**Problem statement:** Give the listing again character for character, but drop the images.

**Dataset section:**
○ ○ ○

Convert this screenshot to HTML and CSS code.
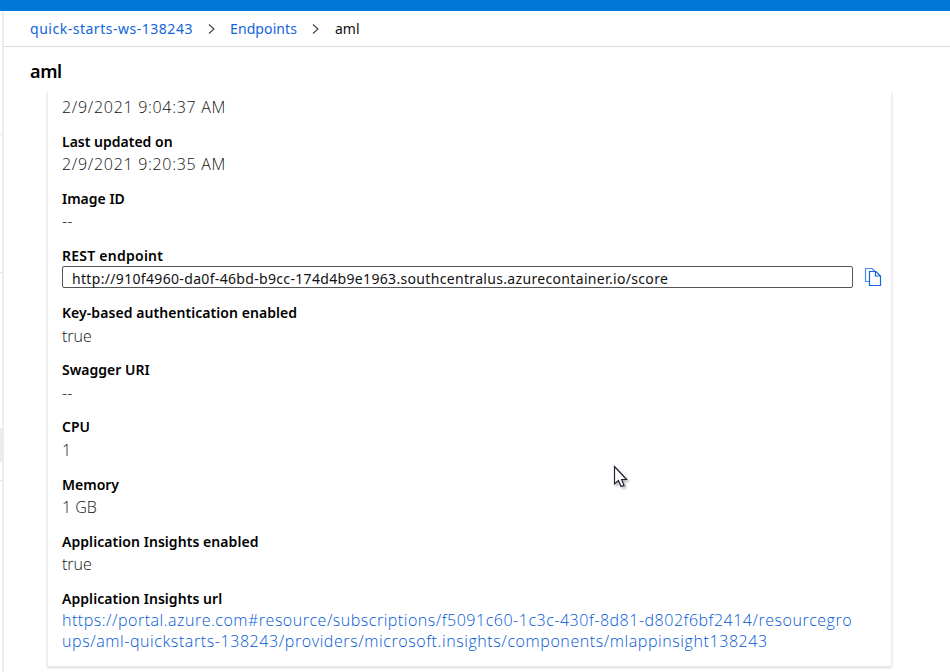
FILE: index.html
```html
<!DOCTYPE html>
<html lang="en">
<head>
<meta charset="utf-8">
<title>aml</title>
<link rel="stylesheet" href="styles.css">
</head>
<body>
<div class="app">
  <header class="topbar"></header>
  <div class="shell">
    <aside class="rail">
      <i class="rule rule-first"></i>
      <i class="rule rule-second"></i>
      <i class="selected"></i>
      <i class="rule rule-third"></i>
    </aside>
    <main class="main">
      <nav class="crumbs">
        <a class="crumb-ws">quick-starts-ws-138243</a>
        <svg class="chevron" width="8" height="12" viewBox="0 0 8 12"><path d="M1 1.5 6 6 1 10.5"/></svg>
        <a class="crumb-ep">Endpoints</a>
        <svg class="chevron" width="8" height="12" viewBox="0 0 8 12"><path d="M1 1.5 6 6 1 10.5"/></svg>
        <span class="crumb-here">aml</span>
      </nav>
      <h1 class="title">aml</h1>
      <div class="scroll">
        <dl class="card">
          <dd class="first date">2/9/2021 9:04:37 AM</dd>
          <div class="item"><dt>Last updated on</dt><dd class="date">2/9/2021 9:20:35 AM</dd></div>
          <div class="item"><dt>Image ID</dt><dd>--</dd></div>
          <div class="item"><dt class="rest">REST endpoint</dt>
            <dd class="copy-row">
              <span class="field">http://910f4960-da0f-46bd-b9cc-174d4b9e1963.southcentralus.azurecontainer.io/score</span>
              <svg class="copy" width="18" height="20" viewBox="0 0 18 20"><path class="back" d="M5.5 14.5H1.5V1.5H8L11 4.5"/><path d="M5.5 4.5H12L16.5 9V18.5H5.5ZM11.5 4.5V9H16.5"/></svg>
            </dd>
          </div>
          <div class="item"><dt class="key">Key-based authentication enabled</dt><dd>true</dd></div>
          <div class="item"><dt>Swagger URI</dt><dd>--</dd></div>
          <div class="item"><dt>CPU</dt><dd>1</dd></div>
          <div class="item"><dt>Memory</dt><dd>1 GB</dd></div>
          <div class="item"><dt class="ins">Application Insights enabled</dt><dd>true</dd></div>
          <div class="item"><dt class="url">Application Insights url</dt>
            <dd class="link"><a class="line-a">https://portal.azure.com#resource/subscriptions/f5091c60-1c3c-430f-8d81-d802f6bf2414/resourcegro</a><a class="line-b">ups/aml-quickstarts-138243/providers/microsoft.insights/components/mlappinsight138243</a></dd>
          </div>
        </dl>
      </div>
    </main>
  </div>
  <svg class="cursor" width="22" height="28" viewBox="0 0 22 28"><path d="M2.5 1.5V19L6.5 15.5L9 21.5L12 20.3L9.7 14.5H14.5Z"/></svg>
</div>
</body>
</html>
```
FILE: styles.css
```css
* { box-sizing: border-box; }
body { margin: 0; background: #fff; font-family: "Noto Sans", "Open Sans", sans-serif; color: #111; }
.app { position: relative; width: 950px; height: 672px; overflow: hidden; display: flex; flex-direction: column; }
.topbar { height: 11px; background: #0078d7; flex: none; }
.shell { display: flex; flex: 1; min-height: 0; }
.rail { width: 4px; border-right: 2px solid #edebf0; display: flex; flex-direction: column; }
.rule { height: 1px; background: #e8e5e9; }
.rule-first { margin-top: 123px; }
.rule-second { margin-top: 137px; }
.selected { height: 34px; margin-top: 155px; background: #edebed; }
.rule-third { margin-top: 18px; }
.main { flex: 1; min-width: 0; display: flex; flex-direction: column; }
.crumbs { height: 36px; flex: none; border-bottom: 1px solid #dddce0; padding-left: 26px; display: flex; align-items: center; font-size: 14px; line-height: 20px; white-space: nowrap; }
.crumbs a { color: #0f65dc; }
.crumb-ws { width: 163px; letter-spacing: 0.52px; }
.crumb-ep { width: 67px; letter-spacing: 0.1px; }
.crumb-here { padding-left: 1px; }
.chevron { fill: none; stroke: #444; stroke-width: 1.1; margin: 0 14px 0 15px; flex: none; }
.title { margin: 0; height: 45px; flex: none; padding: 11px 0 0 26px; font-size: 18px; line-height: 26px; font-weight: 600; letter-spacing: -0.4px; color: #000; }
.scroll { flex: 1; min-height: 0; overflow: hidden; padding: 0 0 5px 43px; }
.card { margin: 0; width: 845px; height: 575px; padding: 4px 0 0 14px; border: 1px solid #edebef; border-width: 0 1px 1px; box-shadow: 0 1px 2px #d9d7de; }
.item { height: 57.1px; display: flex; flex-direction: column; }
dt { height: 21.4px; flex: none; font-size: 14px; line-height: 20px; font-weight: 600; color: #000; white-space: nowrap; }
.rest { letter-spacing: 0.25px; height: 22px; }
.key { letter-spacing: 0.06px; }
.ins, .url { letter-spacing: 0.06px; }
dd { margin: 0; font-family: "Open Sans", sans-serif; font-weight: 300; font-size: 16px; line-height: 22px; color: #111; white-space: nowrap; }
.date { letter-spacing: 0.7px; }
.first { height: 36px; }
.copy-row { display: flex; align-items: center; height: 23px; margin-top: -3px; }
.field { width: 791px; height: 22px; border: 1px solid #555; border-radius: 2px; padding-left: 9px; font: 400 14px/23px "Noto Sans", sans-serif; letter-spacing: 0.33px; color: #111; }
.copy { margin-left: 11px; fill: #fff; stroke: #1267db; stroke-width: 1.2; }
.copy .back { stroke: #4a8be6; }
.link { display: flex; flex-direction: column; line-height: 21px; }
.link a { color: #0058d8; }
.line-a { letter-spacing: 0.52px; }
.line-b { letter-spacing: 0.59px; }
.cursor { position: absolute; left: 612px; top: 465px; fill: #fff; stroke: #223; stroke-width: 1.2; filter: drop-shadow(2px 2px 1px #0004); }
```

○ ○ ○

**Response below:**
Convert this screenshot to HTML and CSS code.
FILE: index.html
```html
<!DOCTYPE html>
<html lang="en">
<head>
<meta charset="utf-8">
<title>aml</title>
<link rel="stylesheet" href="styles.css">
</head>
<body>
<div class="app">
  <header class="topbar"></header>
  <div class="shell">
    <aside class="rail">
      <i class="rule rule-first"></i>
      <i class="rule rule-second"></i>
      <i class="selected"></i>
      <i class="rule rule-third"></i>
    </aside>
    <main class="main">
      <nav class="crumbs">
        <a class="crumb-ws">quick-starts-ws-138243</a>
        <svg class="chevron" width="8" height="12" viewBox="0 0 8 12"><path d="M1 1.5 6 6 1 10.5"/></svg>
        <a class="crumb-ep">Endpoints</a>
        <svg class="chevron" width="8" height="12" viewBox="0 0 8 12"><path d="M1 1.5 6 6 1 10.5"/></svg>
        <span class="crumb-here">aml</span>
      </nav>
      <h1 class="title">aml</h1>
      <div class="scroll">
        <dl class="card">
          <dd class="first date">2/9/2021 9:04:37 AM</dd>
          <div class="item"><dt>Last updated on</dt><dd class="date">2/9/2021 9:20:35 AM</dd></div>
          <div class="item"><dt>Image ID</dt><dd>--</dd></div>
          <div class="item"><dt class="rest">REST endpoint</dt>
            <dd class="copy-row">
              <span class="field">http://910f4960-da0f-46bd-b9cc-174d4b9e1963.southcentralus.azurecontainer.io/score</span>
              <svg class="copy" width="18" height="20" viewBox="0 0 18 20"><path class="back" d="M5.5 14.5H1.5V1.5H8L11 4.5"/><path d="M5.5 4.5H12L16.5 9V18.5H5.5ZM11.5 4.5V9H16.5"/></svg>
            </dd>
          </div>
          <div class="item"><dt class="key">Key-based authentication enabled</dt><dd>true</dd></div>
          <div class="item"><dt>Swagger URI</dt><dd>--</dd></div>
          <div class="item"><dt>CPU</dt><dd>1</dd></div>
          <div class="item"><dt>Memory</dt><dd>1 GB</dd></div>
          <div class="item"><dt class="ins">Application Insights enabled</dt><dd>true</dd></div>
          <div class="item"><dt class="url">Application Insights url</dt>
            <dd class="link"><a class="line-a">https://portal.azure.com#resource/subscriptions/f5091c60-1c3c-430f-8d81-d802f6bf2414/resourcegro</a><a class="line-b">ups/aml-quickstarts-138243/providers/microsoft.insights/components/mlappinsight138243</a></dd>
          </div>
        </dl>
      </div>
    </main>
  </div>
  <svg class="cursor" width="22" height="28" viewBox="0 0 22 28"><path d="M2.5 1.5V19L6.5 15.5L9 21.5L12 20.3L9.7 14.5H14.5Z"/></svg>
</div>
</body>
</html>
```
FILE: styles.css
```css
* { box-sizing: border-box; }
body { margin: 0; background: #fff; font-family: "Noto Sans", "Open Sans", sans-serif; color: #111; }
.app { position: relative; width: 950px; height: 672px; overflow: hidden; display: flex; flex-direction: column; }
.topbar { height: 11px; background: #0078d7; flex: none; }
.shell { display: flex; flex: 1; min-height: 0; }
.rail { width: 4px; border-right: 2px solid #edebf0; display: flex; flex-direction: column; }
.rule { height: 1px; background: #e8e5e9; }
.rule-first { margin-top: 123px; }
.rule-second { margin-top: 137px; }
.selected { height: 34px; margin-top: 155px; background: #edebed; }
.rule-third { margin-top: 18px; }
.main { flex: 1; min-width: 0; display: flex; flex-direction: column; }
.crumbs { height: 36px; flex: none; border-bottom: 1px solid #dddce0; padding-left: 26px; display: flex; align-items: center; font-size: 14px; line-height: 20px; white-space: nowrap; }
.crumbs a { color: #0f65dc; }
.crumb-ws { width: 163px; letter-spacing: 0.52px; }
.crumb-ep { width: 67px; letter-spacing: 0.1px; }
.crumb-here { padding-left: 1px; }
.chevron { fill: none; stroke: #444; stroke-width: 1.1; margin: 0 14px 0 15px; flex: none; }
.title { margin: 0; height: 45px; flex: none; padding: 11px 0 0 26px; font-size: 18px; line-height: 26px; font-weight: 600; letter-spacing: -0.4px; color: #000; }
.scroll { flex: 1; min-height: 0; overflow: hidden; padding: 0 0 5px 43px; }
.card { margin: 0; width: 845px; height: 575px; padding: 4px 0 0 14px; border: 1px solid #edebef; border-width: 0 1px 1px; box-shadow: 0 1px 2px #d9d7de; }
.item { height: 57.1px; display: flex; flex-direction: column; }
dt { height: 21.4px; flex: none; font-size: 14px; line-height: 20px; font-weight: 600; color: #000; white-space: nowrap; }
.rest { letter-spacing: 0.25px; height: 22px; }
.key { letter-spacing: 0.06px; }
.ins, .url { letter-spacing: 0.06px; }
dd { margin: 0; font-family: "Open Sans", sans-serif; font-weight: 300; font-size: 16px; line-height: 22px; color: #111; white-space: nowrap; }
.date { letter-spacing: 0.7px; }
.first { height: 36px; }
.copy-row { display: flex; align-items: center; height: 23px; margin-top: -3px; }
.field { width: 791px; height: 22px; border: 1px solid #555; border-radius: 2px; padding-left: 9px; font: 400 14px/23px "Noto Sans", sans-serif; letter-spacing: 0.33px; color: #111; }
.copy { margin-left: 11px; fill: #fff; stroke: #1267db; stroke-width: 1.2; }
.copy .back { stroke: #4a8be6; }
.link { display: flex; flex-direction: column; line-height: 21px; }
.link a { color: #0058d8; }
.line-a { letter-spacing: 0.52px; }
.line-b { letter-spacing: 0.59px; }
.cursor { position: absolute; left: 612px; top: 465px; fill: #fff; stroke: #223; stroke-width: 1.2; filter: drop-shadow(2px 2px 1px #0004); }
```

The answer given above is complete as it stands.